What's Shakin?

Tuesday, September 13, 2005

Helloooo Out There!

Well, It seems as if I haven't written on here FOR-EVER! So let me tell ya about life. Let me see. Well, Yesterday was an interesting day. Sometimes I get so stressed out about everything that is going on with school, and then you have a million church activities on top of that, and then theres always an attempt to maintain some sort of social life. Balancing all three of these things is extremely difficult for me. As you may know, some things seem way more appealing than others, and I'd just love to blow off the rest of these things. But unfortunately life would ultimately be depressing if I did blow off those other things. Somehow I'll learn to better manage my time. Anyways, back on track with yesterday.
So, I was feeling a little stressed out due the above mentioned facts, and on top of things I had an interview. Don't get me wrong, I'm greatful for the interview, but it's a little on the stressful side when you're nervous about it, you have a presentation within the hour for English, things are already running behind schedule, and you're to find out what you got on your Psychology exam. But, the environment of this place was extremely relaxing. As wierd as it may sound, it's completely true. I walk in, and the lady at the front desk says " You must be here for an interview". That's always a good sign when the receptionist can tell you apart from the patients, who are there for mental health reasons.
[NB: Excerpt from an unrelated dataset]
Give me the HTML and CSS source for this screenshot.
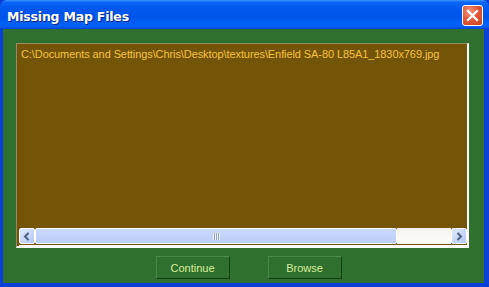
FILE: index.html
```html
<!DOCTYPE html>
<html lang="en">
<head>
    <meta charset="UTF-8">
    <title>Missing Map Files</title>
    <link rel="stylesheet" href="styles.css">
</head>
<body>

<div class="window">
    <div class="titlebar">
        <span class="title">Missing Map Files</span>
        <button class="close" type="button">
            <svg width="13" height="13" viewBox="0 0 13 13">
                <path d="M2 2 L11 11 M11 2 L2 11" stroke="#fff" stroke-width="2.2" stroke-linecap="square"/>
            </svg>
        </button>
    </div>

    <div class="client">
        <div class="listbox">
            <div class="list-items">
                <div class="item">C:\Documents and Settings\Chris\Desktop\textures\Enfield SA-80 L85A1_1830x769.jpg</div>
            </div>
            <div class="hscroll">
                <div class="sb-btn">
                    <svg width="8" height="9" viewBox="0 0 8 9"><path d="M5.5 1 L2 4.5 L5.5 8" fill="none" stroke="#4d6185" stroke-width="2"/></svg>
                </div>
                <div class="sb-thumb">
                    <span class="grip"></span>
                </div>
                <div class="sb-track"></div>
                <div class="sb-btn">
                    <svg width="8" height="9" viewBox="0 0 8 9"><path d="M2.5 1 L6 4.5 L2.5 8" fill="none" stroke="#4d6185" stroke-width="2"/></svg>
                </div>
            </div>
        </div>

        <div class="buttons">
            <button class="btn" type="button">Continue</button>
            <button class="btn" type="button">Browse</button>
        </div>
    </div>
</div>

</body>
</html>
```

FILE: styles.css
```css
body {
    margin: 0;
    background-color: #ffffff;
    font-family: "Liberation Sans", Arial, sans-serif;
}
.window {
    width: 489px;
    height: 287px;
    box-sizing: border-box;
    display: flex;
    flex-direction: column;
    background-color: #0a3fd8;
    padding: 0 5px 4px 3px;
}
.titlebar {
    height: 29px;
    margin: 0 -5px 0 -3px;
    padding: 0 6px 0 7px;
    display: flex;
    align-items: center;
    justify-content: space-between;
    border-radius: 7px 7px 0 0;
    background: linear-gradient(to bottom, #3d95ff 0%, #0a66f4 8%, #0058ee 30%, #0055ea 60%, #0062f8 85%, #0a5cf0 93%, #0341d8 100%);
}
.title {
    color: #ffffff;
    font-family: "DejaVu Sans", Verdana, sans-serif;
    font-weight: bold;
    font-size: 12.5px;
    letter-spacing: -0.2px;
    text-shadow: 1px 1px 0 #0a2a8a;
    padding-top: 4px;
}
.close {
    width: 21px;
    height: 21px;
    padding: 0;
    margin-top: 2px;
    border: 1px solid #ffffff;
    border-radius: 3px;
    background: radial-gradient(circle at 35% 30%, #f09a7e 0%, #e2583a 45%, #c8401f 100%);
    display: flex;
    align-items: center;
    justify-content: center;
}
.client {
    flex: 1;
    background-color: #2f702f;
    padding: 14px 15px 0 13px;
    display: flex;
    flex-direction: column;
}
.listbox {
    height: 205px;
    box-sizing: border-box;
    border-top: 1px solid #9a8a64;
    border-left: 1px solid #9a8a64;
    border-right: 2px solid #ffffff;
    border-bottom: 2px solid #ffffff;
    background-color: #745508;
    display: flex;
    flex-direction: column;
    padding: 1px 0 0 2px;
}
.list-items {
    flex: 1;
    padding: 3px 0 0 2px;
}
.item {
    color: #f2c23c;
    font-size: 11px;
    line-height: 13px;
    letter-spacing: -0.09px;
    white-space: nowrap;
}
.hscroll {
    height: 17px;
    display: flex;
    border-bottom: 1px solid #ffffff;
}
.sb-btn {
    width: 16px;
    height: 16px;
    box-sizing: border-box;
    border: 1px solid #ffffff;
    border-radius: 2px;
    background: linear-gradient(to bottom right, #dfe8fd, #b4c8f6);
    display: flex;
    align-items: center;
    justify-content: center;
}
.sb-thumb {
    width: 362px;
    height: 16px;
    box-sizing: border-box;
    border: 1px solid #ffffff;
    border-radius: 2px;
    background: linear-gradient(to bottom, #cad8fb, #bccdf7);
    display: flex;
    align-items: center;
    justify-content: center;
}
.grip {
    width: 7px;
    height: 7px;
    background: repeating-linear-gradient(to right, #eef3ff 0, #eef3ff 1px, #8fa5d8 1px, #8fa5d8 2px);
}
.sb-track {
    flex: 1;
    height: 16px;
    background: linear-gradient(to bottom, #f3f1ea, #fefefb);
}
.buttons {
    display: flex;
    justify-content: center;
    gap: 38px;
    padding: 8px 0 0 12px;
}
.btn {
    width: 74px;
    height: 23px;
    box-sizing: border-box;
    background-color: #2f702f;
    border-top: 1px solid #4a884a;
    border-left: 1px solid #4a884a;
    border-right: 1px solid #163d16;
    border-bottom: 1px solid #163d16;
    color: #d9ee9c;
    font-family: "Liberation Sans", Arial, sans-serif;
    font-size: 11px;
    padding: 0;
}
```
She then pointed out a seat where I could wait. While I was waiting many of the employees kindly wished me luck in my endeavors. I just watched people for probably 20 or 30 minutes. I saw ALL kinds of people, big, small, giant, teeny, young, old, well kept, dirty, and so many more. It's interesting to see the people that are there getting help. You wonder if you were walking about on the streets would you think these people had a mental disorder? I sure wouldn't have the slightest clue for some of them. Last year in psychology I learned a percentage of the people that have mental disorders... and altough I can't remember the exact percentage, that number was extremely high. So many more people that you probably think have some sort of mental illness. It's kind of wierd to think about. What if I myself have some sort of mental disorder? But how would I know, I've always thought the way that I do. No one has mentioned how incredibly insane I am yet... well... I hope no one has SERIOUSLY mentioned that to me anways. And who decides what the qualifications of a mental disorder is exactly? ANyways, Moving on.
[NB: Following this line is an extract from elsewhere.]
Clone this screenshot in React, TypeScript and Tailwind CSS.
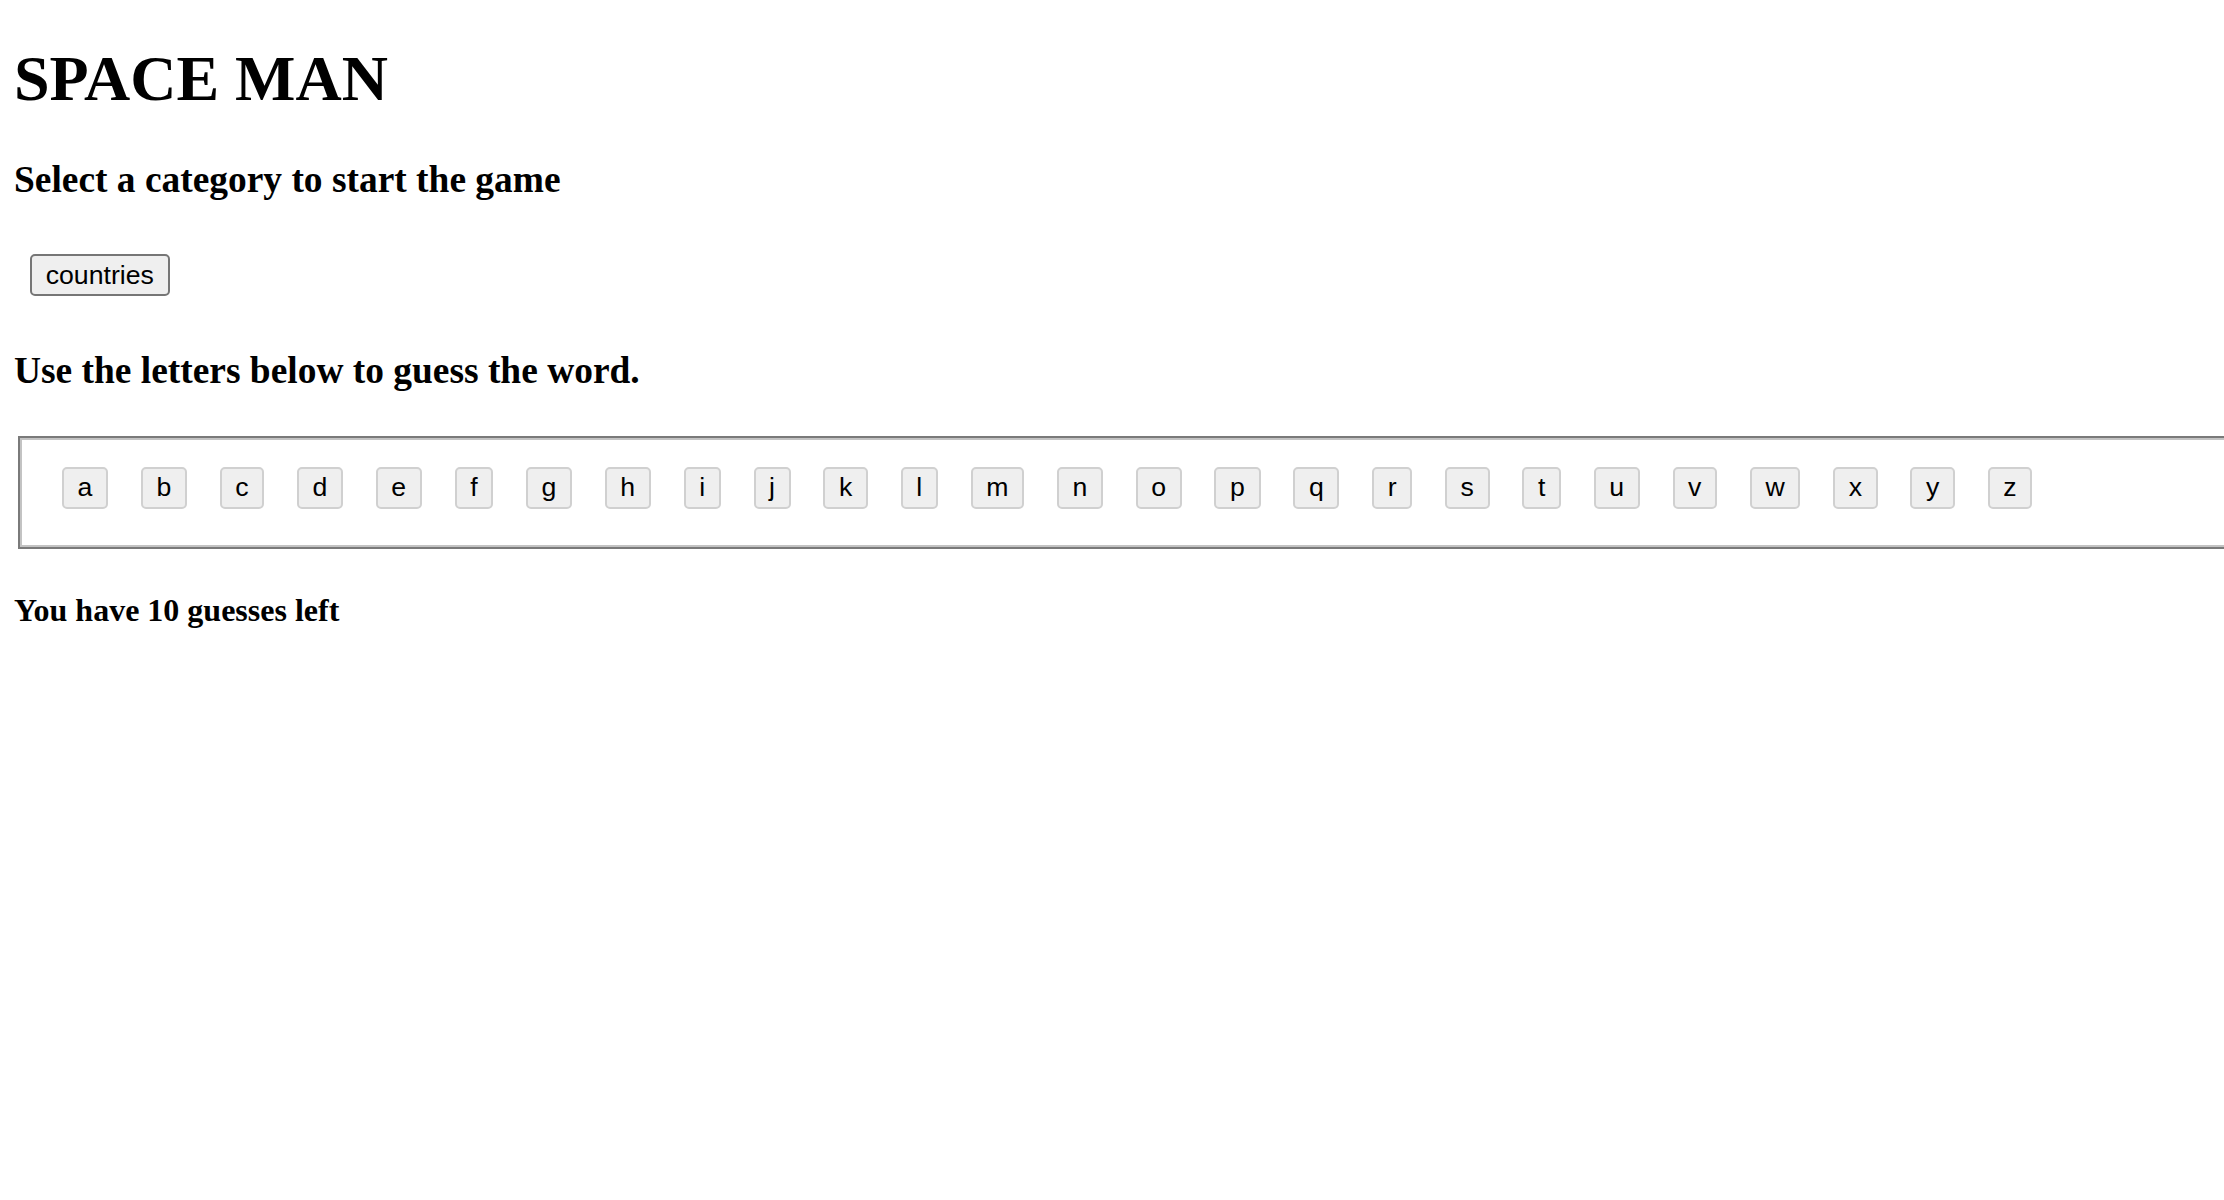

So, across from my seat was also this water fountain like thing. Not the kind of fountain that you drink from... but the decorative kind. It was soooo soothing... it had this rock in it that the water kept turning (the rock was round), and I just stared at it. And the sun shone in the glass doors that they had, which was also relaxing. Finally after all my observations a guy named Marty came and directed me into a room where there were 3 other people sititng at this conference like table. Thank Goodness I had all that time to just sit and relax while watching that waterfall thing, because in any other circumstance this interview would have gone horribly. I would have been pausing like mad in mid sentence and struggling to think of the words that I wanted to express. That's just what usually happens. But in this case, I thought things went very smoothely. On one side, I didn't get the job... which isn't great, but on the other this Marty guy said he would give me a recommendation to any department that I applied for because " Teri, you'd be a great asset to Wasatch" . Maybe it's his job to make people feel better about themselves after they don't offer you a job, but whatever.... it worked!
So although I'm still jobless, which is yet another stress of life, there is always still hope. * I serioulsy think I should invest in one of these little waterfall thingies. I do believe it'd be a very wise investment. They beat the heck out of those stress balls...
Anyways, I think some one should write a book about all the littlest stress relieving things of life. Such as Swinging..in good company. That always does it for me. This wind chime that I hear outside of my apartment is also relieving. Well then there is always Chocolate! ( Of course ) Rain... rainbows.....Art..... piano music.... and so many more.
K, Well, that's all i've got for today!